Update (added later): some readers interpret the word "see" as referring to opinions, morality, or other such metaphorical "viewpoints". However, what I mean by it is rather how perception works, and "seeing" in this sense feels very much like "seeing" what clothes someone is wearing etc.

第三

It seems that there is definitely some trick to seeing suffering. Otherwise, everyone would do it all the time, and we would live in a very different world.

It's probably worse than that - there are multiple tricks to doing this, and you need to get almost all of them right at the same time.

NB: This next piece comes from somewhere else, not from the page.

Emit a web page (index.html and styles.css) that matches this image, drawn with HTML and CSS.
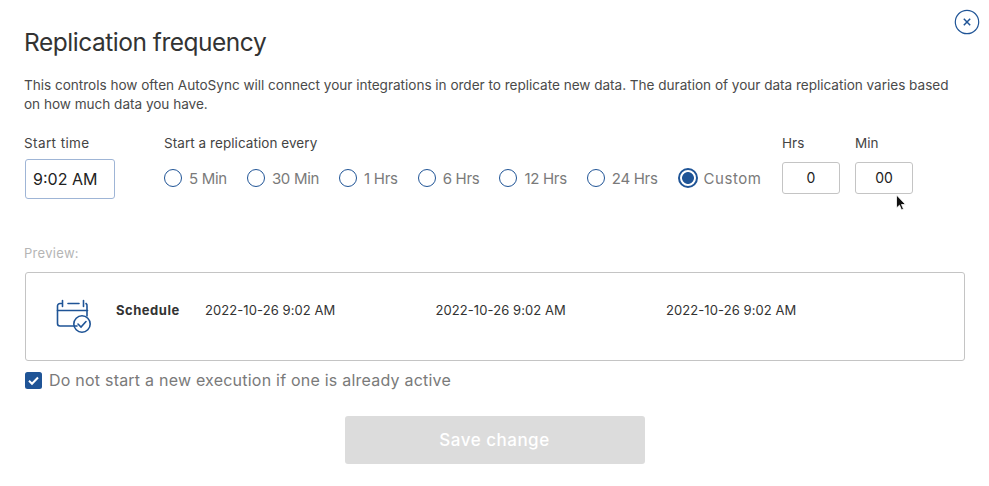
FILE: index.html
```html
<!DOCTYPE html>
<html lang="en">
<head>
<meta charset="utf-8">
<title>Replication frequency</title>
<link rel="stylesheet" href="styles.css">
</head>
<body>
<main class="dialog">
  <button class="close" aria-label="Close">
    <svg width="26" height="26" viewBox="0 0 26 26"><circle cx="13" cy="13" r="11.7" fill="none" stroke="#1f5496" stroke-width="1.2"/><path d="M9.8 9.8l6.4 6.4M16.2 9.8l-6.4 6.4" stroke="#1f5496" stroke-width="1.5" fill="none"/></svg>
  </button>
  <h1 class="title">Replication frequency</h1>
  <p class="desc">This controls how often AutoSync will connect your integrations in order to replicate new data. The duration of your data replication varies based on how much data you have.</p>
  <section class="controls">
    <div class="start">
      <div class="label">Start time</div>
      <div class="time">9:02 AM</div>
    </div>
    <div class="every">
      <div class="label">Start a replication every</div>
      <div class="radios">
        <span class="radio"><i class="dot"></i>5 Min</span>
        <span class="radio"><i class="dot"></i>30 Min</span>
        <span class="radio"><i class="dot"></i>1 Hrs</span>
        <span class="radio"><i class="dot"></i>6 Hrs</span>
        <span class="radio"><i class="dot"></i>12 Hrs</span>
        <span class="radio"><i class="dot"></i>24 Hrs</span>
        <span class="radio on"><i class="dot"></i>Custom</span>
      </div>
    </div>
    <div class="num">
      <div class="label">Hrs</div>
      <div class="box">0</div>
    </div>
    <div class="num">
      <div class="label">Min</div>
      <div class="box">00</div>
    </div>
    <svg class="cursor" width="12" height="18" viewBox="0 0 12 18"><path d="M1.5 1v13l3-2.800 2 4.800 2-.9-2-4.600h4z" fill="#111" stroke="#fff" stroke-width=".8"/></svg>
  </section>
  <div class="preview-label">Preview:</div>
  <section class="preview">
    <svg class="cal" width="36" height="34" viewBox="0 0 36 34" fill="none" stroke="#1f5496" stroke-width="1.6" stroke-linecap="round">
      <path d="M21 27H4a2.500 2.500 0 0 1-2.500-2.500V7A2.500 2.500 0 0 1 4 4.500h1.500M12 4.500h11M30 4.500h0a2.500 2.500 0 0 1 1 2.500v10"/>
      <path d="M6.500 1.500v6M27.500 1.500v6M1.500 11.500h30"/>
      <circle cx="26" cy="25" r="8.200"/>
      <path d="M22 25l3 3 5-5.500"/>
    </svg>
    <b class="sched">Schedule</b>
    <span class="date">2022-10-26 9:02 AM</span>
    <span class="date">2022-10-26 9:02 AM</span>
    <span class="date">2022-10-26 9:02 AM</span>
  </section>
  <label class="check">
    <svg width="17" height="17" viewBox="0 0 17 17"><rect width="17" height="17" rx="2.500" fill="#1f5496"/><path d="M4 8.800l3 3 6-6.300" stroke="#fff" stroke-width="2" fill="none"/></svg>
    Do not start a new execution if one is already active
  </label>
  <div class="actions"><button class="save">Save change</button></div>
</main>
</body>
</html>
```
FILE: styles.css
```css
* { box-sizing: border-box; }
html, body { margin: 0; height: 100%; background: #fff; }
body { font-family: Inter, "Open Sans", sans-serif; color: #333; overflow: hidden; }
.dialog { position: relative; padding: 27px 24px 0 24px; height: 486px; }
.close { position: absolute; top: 9px; left: 954px; width: 26px; height: 26px; padding: 0; border: 0; background: none; }
.close svg { display: block; }
.title { margin: 0; font-size: 24.5px; line-height: 30px; font-weight: 400; letter-spacing: -0.48px; color: #333; }
.desc { margin: 19px 0 0; font-size: 13.6px; line-height: 19px; letter-spacing: -0.03px; color: #4a4a4a; width: 930px; }
.controls { position: relative; display: flex; margin-top: 20px; height: 64px; }
.label { font-size: 13.5px; line-height: 18px; letter-spacing: 0.06px; color: #444; }
.start { width: 140px; }
.start .label { letter-spacing: 0.4px; }
.time { margin-top: 7px; margin-left: 1px; width: 90px; height: 40px; border: 1px solid #9fb5d6; border-radius: 3px; font-size: 16px; line-height: 38px; padding-left: 7px; color: #222; }
.every { width: 618px; }
.radios { display: flex; margin-top: 12px; height: 28px; align-items: center; gap: 20px; }
.radio { display: inline-flex; align-items: center; gap: 7px; font-size: 15px; letter-spacing: -0.3px; color: #7a7a7a; white-space: nowrap; }
.dot { display: block; width: 18px; height: 18px; border: 1.3px solid #1f5496; border-radius: 50%; }
.on { gap: 6px; letter-spacing: 0.55px; }
.on .dot { width: 20px; height: 20px; border: 2px solid #1f5496; background: radial-gradient(circle, #1f5496 0 5.500px, #fff 6.300px); }
.num { width: 73px; }
.box { margin-top: 10px; width: 58px; height: 32px; border: 1px solid #c4c4c4; border-radius: 3px; text-align: center; font-size: 14px; line-height: 30px; color: #222; }
.cursor { position: absolute; left: 871px; top: 60px; }
.preview-label { margin-top: 46px; font-size: 13px; line-height: 18px; color: #b5b5b5; letter-spacing: 0.3px; }
.preview { display: flex; align-items: flex-start; margin: 10px 0 0 1px; width: 940px; height: 89px; border: 1px solid #c4c4c4; border-radius: 3px; position: relative; padding-top: 28px; font-size: 13px; line-height: 18px; color: #333; }
.cal { position: absolute; left: 30px; top: 26px; }
.sched { margin-left: 90px; width: 89px; font-weight: 700; letter-spacing: 0.52px; }
.date { width: 230.500px; letter-spacing: 0.08px; }
.check { display: flex; align-items: center; gap: 7px; margin: 9px 0 0 1px; font-size: 16px; line-height: 20px; color: #7a7a7a; letter-spacing: 0.22px; }
.check svg { flex: none; }
.actions { display: flex; justify-content: center; margin-top: 26px; }
.save { width: 300px; height: 48px; border: 0; border-radius: 3px; background: #dcdcdc; color: #fff; font: 500 17px Inter, sans-serif; letter-spacing: 0.5px; }
```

By the way, if you actually learn some "trick", or a piece of wisdom as some might call it, it becomes a part of your nature. It's so much a part of your nature that you can't imagine how it is to be without it, even if it's written right there in your own notes/diary etc. You can repeat the thoughts as you thought them before, but they are now empty. They are no longer "you". So if you are lucky enough to have notes, they are basically everything you know about before you got here.

And of course you don't have notes! This is your whole life, and you only find out much later what was actually important. So I cannot tell you the tricks, because I don't know, OK?

第四

Knowing that, I'm still going to take some educated guesses. Better than nothing, huh?

  1. Fix yourself right up! You need a surplus of strength to do anything. You can't change while you are just barely scraping by. Not gonna happen. Sorry.

  2. Live your emotions! Don't avert your eyes from how they are all your world. If you need to put up the pretense of rational, calculated action for other people, at least you can stop fooling yourself. Of course it is possible to learn to act more rationally, but certainly not before you admit that you aren't already doing it.

  3. Get out of your head! If you are thinking how to be more empathetic because e.g. then people would like you more... Come on. Let's not be ridiculous. You need to actually care about something that is not about you. Sounds easy right? Yeah, sure.

  4. Look around! There is so much to see that it's just might boggling. You can't possibly integrate all this knowledge, and if you wanted to use your verbal cognition... No that's not even funny. I know, we are all sharply intellectual here, building models, making things explicit, sounding smart, all that crap. But please realize that this is just a thin show, mostly for signaling purposes. No one is actually smart because of their explicit cognition. If you don't use all of your brain, you are not just stupid, you are blind. You cannot possibly see the things happening around you, not to mention make sense of them.

Now with all this, you should have the basics covered. Please excuse the sharp tone, if that was not what you needed at this moment. I wish you good luck on your journey.

Update (added later): some other readers got the impression that I just have a built-in, permanent property of seeing a lot of suffering. Couldn't be more wrong! My starting point was a pretty unusual lack of empathy, and it took me years to get to the point where I was able to change this. It's a specific skill, and I have learned to execute it pretty much at will. Since I learned it, my base level seems higher than before, but not in a negatively life-affecting way.